Shaane Fulton

Personal information
- Born: 3 October 2000 (age 25) Nelson, New Zealand

Team information
- Discipline: Track
- Role: Rider
- Rider type: Sprinter

Medal record
Women's track cycling
Representing New Zealand
Olympic Games
| Silver medal – second place | 2024 Paris | Team sprint |

= Shaane Fulton =

New Zealand cyclist (born 2000)

Shaane Fulton (born 3 October 2000) is a track cyclist from New Zealand. She was a silver medalist in the team sprint at the 2024 Summer Olympics.

==Early life==
From Nelson, New Zealand, Fulton moved up to Waikato in 2019.

==Career==
In 2021, Fulton had to overcome surgery known as a periacetablular osteotomy on a genetic condition that affected the mobility in her hips.

She was selected for the team sprint at the 2023 UCI Track Cycling World Championships in Glasgow, in which the New Zealand team placed fifth. That month, she set a new national record as she won the 500 m time trial title at the Cycling New Zealand national championships.
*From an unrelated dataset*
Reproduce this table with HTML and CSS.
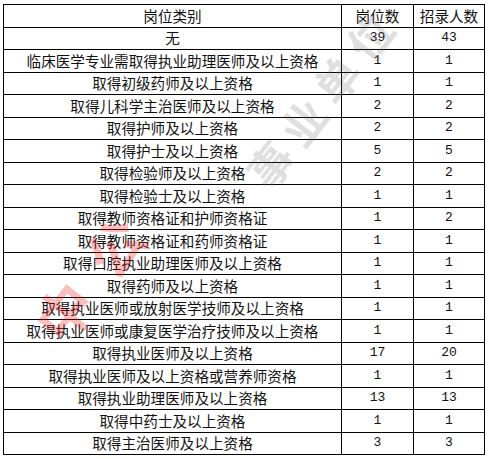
FILE: index.html
```html
<!DOCTYPE html>
<html lang="zh">
<head>
<meta charset="utf-8">
<link rel="stylesheet" href="styles.css">
</head>
<body>
<div class="page">
<table class="grid">
<colgroup><col class="c1"><col class="c2"><col class="c3"></colgroup>
<tr><td>岗位类别</td><td>岗位数</td><td>招录人数</td></tr>
<tr><td>无</td><td class="n">39</td><td class="n">43</td></tr>
<tr><td>临床医学专业需取得执业助理医师及以上资格</td><td class="n">1</td><td class="n">1</td></tr>
<tr><td>取得初级药师及以上资格</td><td class="n">1</td><td class="n">1</td></tr>
<tr><td>取得儿科学主治医师及以上资格</td><td class="n">2</td><td class="n">2</td></tr>
<tr><td>取得护师及以上资格</td><td class="n">2</td><td class="n">2</td></tr>
<tr><td>取得护士及以上资格</td><td class="n">5</td><td class="n">5</td></tr>
<tr><td>取得检验师及以上资格</td><td class="n">2</td><td class="n">2</td></tr>
<tr><td>取得检验士及以上资格</td><td class="n">1</td><td class="n">1</td></tr>
<tr><td>取得教师资格证和护师资格证</td><td class="n">1</td><td class="n">2</td></tr>
<tr><td>取得教师资格证和药师资格证</td><td class="n">1</td><td class="n">1</td></tr>
<tr><td>取得口腔执业助理医师及以上资格</td><td class="n">1</td><td class="n">1</td></tr>
<tr><td>取得药师及以上资格</td><td class="n">1</td><td class="n">1</td></tr>
<tr><td>取得执业医师或放射医学技师及以上资格</td><td class="n">1</td><td class="n">1</td></tr>
<tr><td>取得执业医师或康复医学治疗技师及以上资格</td><td class="n">1</td><td class="n">1</td></tr>
<tr><td>取得执业医师及以上资格</td><td class="n">17</td><td class="n">20</td></tr>
<tr><td>取得执业医师及以上资格或营养师资格</td><td class="n">1</td><td class="n">1</td></tr>
<tr><td>取得执业助理医师及以上资格</td><td class="n">13</td><td class="n">13</td></tr>
<tr><td>取得中药士及以上资格</td><td class="n">1</td><td class="n">1</td></tr>
<tr><td>取得主治医师及以上资格</td><td class="n">3</td><td class="n">3</td></tr>
</table>
<div class="wm wm-a"><span class="wm-text wm-red">中公</span></div>
<div class="wm wm-b"><span class="wm-text wm-gray">事业单位</span></div>
</div>
</body>
</html>
```
FILE: styles.css
```css
html, body {
  margin: 0;
  padding: 0;
  background: #ffffff;
}
.page {
  position: relative;
  width: 488px;
  height: 459px;
  overflow: hidden;
  padding: 4px 0 0 3px;
  box-sizing: border-box;
}
.grid {
  border-collapse: collapse;
  table-layout: fixed;
  width: 481px;
  font-family: "Noto Sans CJK SC", "Noto Sans", sans-serif;
  font-size: 14.6px;
  color: #111;
}
.c1 { width: 338px; }
.c2 { width: 72px; }
.c3 { width: 71px; }
.grid tr { height: 22.5px; }
.grid td {
  border: 1px solid #000;
  padding: 0;
  text-align: center;
  vertical-align: middle;
  line-height: 20px;
  white-space: nowrap;
  overflow: hidden;
}
.grid td.n {
  font-family: "Liberation Mono", "DejaVu Sans Mono", monospace;
  font-size: 13px;
}
.wm {
  position: absolute;
  width: 0;
  height: 0;
  pointer-events: none;
}
.wm-a { left: 96px; top: 268px; }
.wm-b { left: 322px; top: 96px; }
.wm-text {
  position: absolute;
  left: 0;
  top: 0;
  transform: translate(-50%, -50%) rotate(-52deg);
  font-family: "Noto Sans CJK SC", sans-serif;
  font-weight: 700;
  white-space: nowrap;
}
.wm-red {
  font-size: 56px;
  letter-spacing: 26px;
  color: rgba(235, 20, 20, 0.28);
}
.wm-gray {
  font-size: 44px;
  letter-spacing: 10px;
  color: rgba(110, 110, 110, 0.22);
}
```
She raced as part of the New Zealand sprint team that contested the UCI Nations Cup in Hong Kong in March 2024.

She competed at the 2024 Paris Olympics in the team sprint, and was part of the team on 5 August 2024 that briefly set a new world record in the qualifying heats, and won the silver medal.

==Personal life==
Her parents Karen and Dean were pro cyclists. She was very close friends with teammate Olivia Podmore prior to her death in 2021.